British Red Cross research published just last week reinforces the point and demonstrates how insensitive the asylum system already is to gender-related trauma and women’s needs. The Bill will only make this worse. In Women for Refugee Women’s experience, survivors, many of whom have experienced serious trauma, move at their own pace with regard to disclosure. No amount of legal or mental health support can guarantee a willingness to disclose without delay.
Preliminary findings from research into LGBT+ women carried out by Rainbow Sisters, a group supported by Women for Refugee Women, found that 20 out of 25 women did not claim asylum within the first month of entering the UK. The great majority of those who gave reasons said they were too traumatised by past experiences of persecution or scared to come forward, and many had not even realised that they could claim asylum on the basis of their sexual orientation.

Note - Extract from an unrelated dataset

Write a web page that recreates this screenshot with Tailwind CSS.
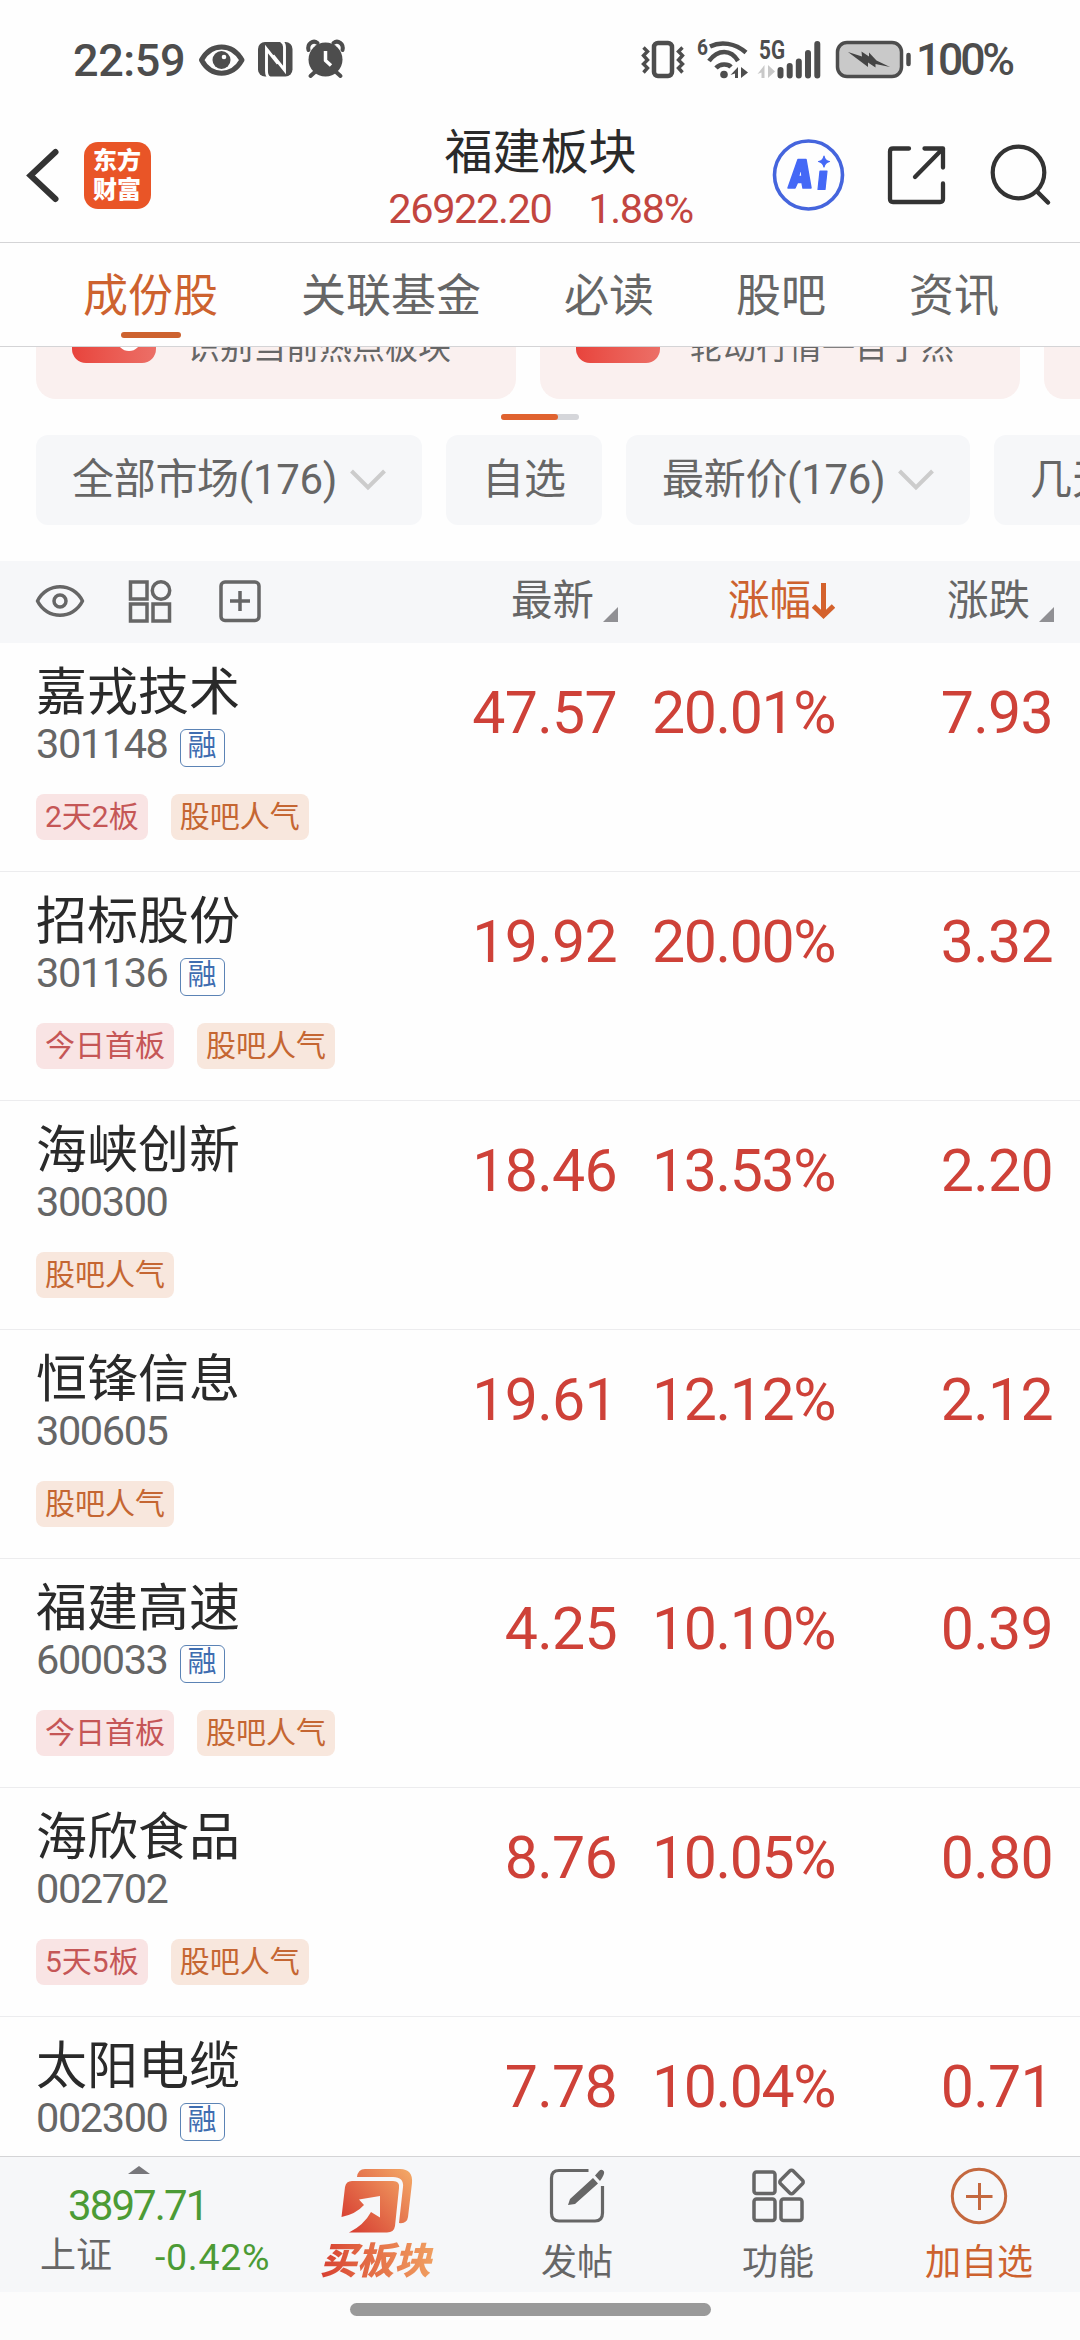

The Home Office is well aware of such barriers to disclosure, because it acknowledges them in its own current guidance, which gives a number of reasons for reluctance to disclose information at the outset, including
“feelings of guilt, shame, and concerns about family ‘honour’, or fear of family members or traffickers, or having been conditioned or threatened by them.”
It notes the impact sexual assault can have on the ability to present one’s case. The same policy guidance says that late disclosure should not automatically prejudice a woman’s credibility.
The same considerations apply to failure to present oneself without delay. So, why does the Bill not reflect this clearly? On Second Reading, the Minister acknowledged these arguments in relation to the provision of late evidence, saying:
“We will set out in guidance what can constitute good reasons”—[Official Report, 5/1/22; col. 668.]
for late evidence. But no provision seems to have been made for good reasons for failing the “without delay” condition. Why is that? I know the “without delay” phrase is carefully taken from the convention—an example of what the UNHCR calls “selective echoes” from it—but that does not obviate the point. So, do the Government intend to protect the groups covered by the amendment in the guidance?
Can the Minister also provide some information about statistics, if necessary, in a subsequent letter? First, do the Government collect statistics on the number of women who claim asylum based on sexual or gender-based violence in their country of origin? If yes, what proportion of overall claims did these represent? Secondly, do they collect statistics on when survivors of gender-based violence make an asylum application?
If yes, what do those statistics show? Thirdly, do they collect statistics on the number of women subject to sexual abuse on their journeys to the UK? Again, if so, what do they show?
I hope the Minister will be able to provide some clarity and, better still, an assurance that the “without delay” condition will be applied in a way that does not impact adversely on those in vulnerable circumstances—if Clause 11 survives. I beg to move.